I am looking for an intuitive explanation to a problem in one of my practice tests. I'm given a parameterized curve from $\Bbb R$ to $\Bbb R^3$, called ${\bf r}(t) = (\sin t \cos t, \cos^2 t, \cos t)$. I am then given a surface $S$ represented by the equation $x^2 + y^2 = z^2$. I am told to show that the image of ${\bf r}$ lies in $S$.
The answer to this problem implies that I simply replace $x, y$, and $z$ in the surface equation with the corresponding values in ${\bf r}(t)$. Doing so gives back the equation $\cos^2t(\sin^2t + \cos^2t) = \cos^2 t$.

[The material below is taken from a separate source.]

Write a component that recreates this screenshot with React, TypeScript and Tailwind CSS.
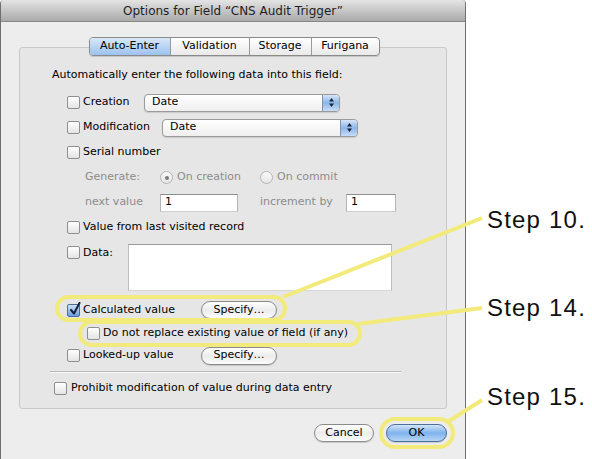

Based on the above, the problem concludes:
…for all points in the image of ${\bf r}(t)$, the sum of the squares of the $x$ and $y$ coordinates is equal to the square of the $z$ coordinate. We conclude that the image of ${\bf r}$ lies on the surface defined by $S$.
I was wondering if I could have an intuitive explanation for what is happening here — namely, what does it mean to show that the image lies on a surface, and (more generally) how do we show that an image lies on a surface? In this particular problem, I think that there is something in the fact that the equation can be reduced to $\sin^2 t + \cos^2 t = 1$. However, I am not sure how to reason through these kinds of problems.
Best Answer
The surface $S$ is defined as the set of all points in $\mathbb{R}^3$ whose coordinates satisfy $x^2 + y^2 = z^2$.
What is the image of your curve? Well, the points of the image of your curve are precisely points of the form $r(t) = (\sin t\cos t, \cos^2 t, \cos t)$. As $t$ ranges over all of $\mathbb{R}$, $r(t)$ ranges over all points in the image of your curve.
Thus, you want to ask: Do all points in the image of your curve have coordinates satisfying $x^2 + y^2 = z^2$? The important thing to note is that here $x,y,z$ just refer to the first, second, and third coordinates of your points. Well, the points of the image of your curve are of the points with coordinates $(\sin t\cos t,\cos^2 t,\cos t)$, and thus you want to check if the coordinates satisfy:
(first coordinate squared) + (second coordinate squared) = (third coordinate squared)
How do you check that? Well you simply verify that $$(\sin t\cos t)^2 + (\cos^2 t)^2 = (\cos t)^2$$ for all $t\in\mathbb{R}$.
If this is true, then that's to say that for any $t\in\mathbb{R}$, the point $(\sin t\cos t,\cos^2 t,\cos t)$ satisfies (first coordinate squared) + (second coordinate squared) = (third coordinate squared), and thus lies on your surface $S$.
Since every point on your curve can be described in this way, you're done.